(Records from a data source)
********

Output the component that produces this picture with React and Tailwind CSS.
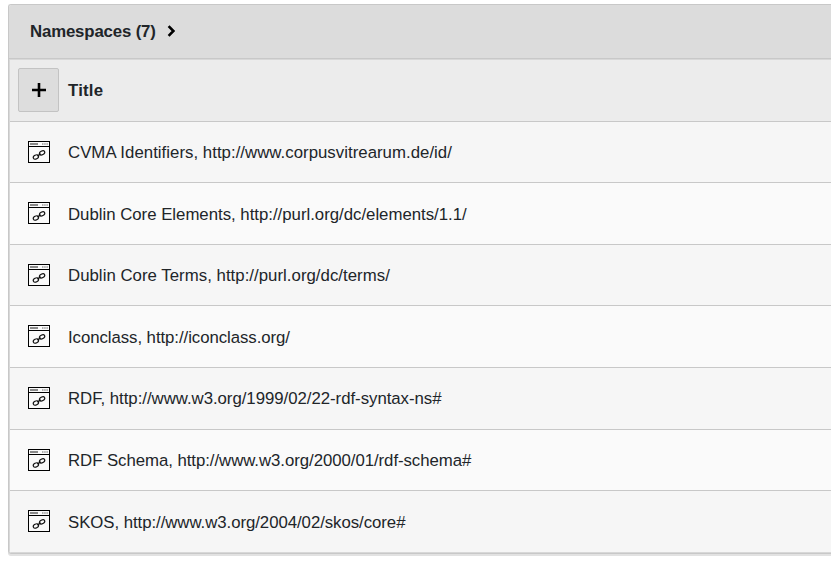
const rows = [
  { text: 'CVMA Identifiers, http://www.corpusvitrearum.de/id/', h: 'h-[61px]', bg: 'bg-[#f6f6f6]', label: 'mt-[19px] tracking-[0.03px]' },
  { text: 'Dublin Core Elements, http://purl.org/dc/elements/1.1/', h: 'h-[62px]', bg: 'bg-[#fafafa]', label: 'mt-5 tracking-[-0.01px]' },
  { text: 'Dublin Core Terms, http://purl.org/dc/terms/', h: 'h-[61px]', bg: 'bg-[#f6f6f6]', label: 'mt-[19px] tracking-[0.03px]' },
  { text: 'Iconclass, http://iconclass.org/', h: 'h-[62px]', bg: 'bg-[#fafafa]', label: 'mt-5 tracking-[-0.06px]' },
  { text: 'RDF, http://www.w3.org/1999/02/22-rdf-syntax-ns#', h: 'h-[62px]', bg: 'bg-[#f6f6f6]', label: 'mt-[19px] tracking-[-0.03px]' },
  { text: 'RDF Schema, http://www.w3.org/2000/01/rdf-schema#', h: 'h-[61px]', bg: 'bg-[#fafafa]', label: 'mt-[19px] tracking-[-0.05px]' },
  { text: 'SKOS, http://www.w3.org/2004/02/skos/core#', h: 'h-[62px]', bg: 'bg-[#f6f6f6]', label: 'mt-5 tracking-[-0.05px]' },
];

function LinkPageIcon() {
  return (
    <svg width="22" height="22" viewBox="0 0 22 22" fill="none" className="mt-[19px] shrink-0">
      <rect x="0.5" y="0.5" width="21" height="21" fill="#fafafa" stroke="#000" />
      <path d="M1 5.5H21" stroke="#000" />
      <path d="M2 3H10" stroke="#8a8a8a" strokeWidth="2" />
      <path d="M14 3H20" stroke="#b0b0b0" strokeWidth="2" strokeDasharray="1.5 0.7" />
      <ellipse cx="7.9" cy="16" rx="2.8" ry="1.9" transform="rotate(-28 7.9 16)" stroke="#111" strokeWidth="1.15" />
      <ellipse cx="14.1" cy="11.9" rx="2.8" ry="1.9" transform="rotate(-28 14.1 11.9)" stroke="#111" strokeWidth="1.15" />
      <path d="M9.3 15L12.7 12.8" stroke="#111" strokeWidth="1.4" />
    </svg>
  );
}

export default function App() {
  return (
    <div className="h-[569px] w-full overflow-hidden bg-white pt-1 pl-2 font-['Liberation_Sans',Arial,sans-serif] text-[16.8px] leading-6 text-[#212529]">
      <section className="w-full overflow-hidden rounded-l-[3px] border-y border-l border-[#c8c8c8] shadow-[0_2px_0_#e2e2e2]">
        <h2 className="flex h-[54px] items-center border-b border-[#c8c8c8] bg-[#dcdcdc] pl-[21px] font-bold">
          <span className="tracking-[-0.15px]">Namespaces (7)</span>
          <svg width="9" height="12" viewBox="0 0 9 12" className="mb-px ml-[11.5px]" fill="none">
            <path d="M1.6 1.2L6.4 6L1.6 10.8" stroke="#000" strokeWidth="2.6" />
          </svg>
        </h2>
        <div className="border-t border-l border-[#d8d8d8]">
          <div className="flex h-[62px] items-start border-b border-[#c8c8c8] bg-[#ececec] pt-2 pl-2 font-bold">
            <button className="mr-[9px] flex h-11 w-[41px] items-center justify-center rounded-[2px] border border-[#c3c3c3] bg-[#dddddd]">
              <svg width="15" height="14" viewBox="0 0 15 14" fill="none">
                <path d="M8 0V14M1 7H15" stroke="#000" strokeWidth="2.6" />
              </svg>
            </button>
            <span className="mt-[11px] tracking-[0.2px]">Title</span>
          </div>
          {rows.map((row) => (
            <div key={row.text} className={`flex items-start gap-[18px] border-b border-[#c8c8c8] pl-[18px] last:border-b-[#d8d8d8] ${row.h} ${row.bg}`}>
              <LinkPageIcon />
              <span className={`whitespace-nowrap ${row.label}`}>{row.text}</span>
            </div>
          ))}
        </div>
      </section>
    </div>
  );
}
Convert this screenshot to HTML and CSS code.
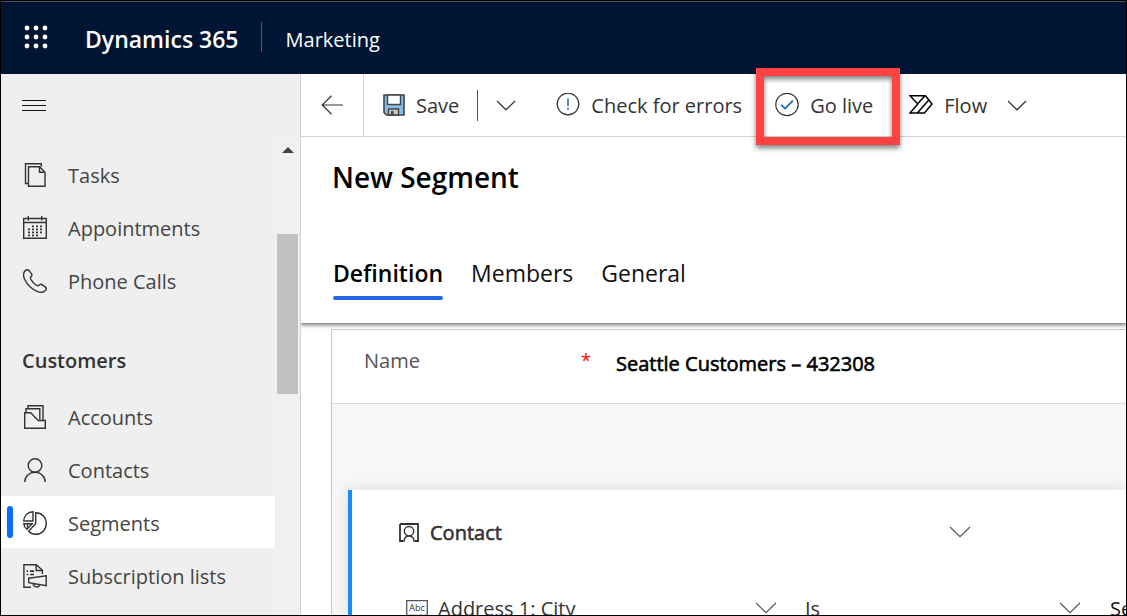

********

◆ Given request ◆
Above are entries; state the number of lines among them that contain "this", and nothing else.

◆ Solution below ◆
2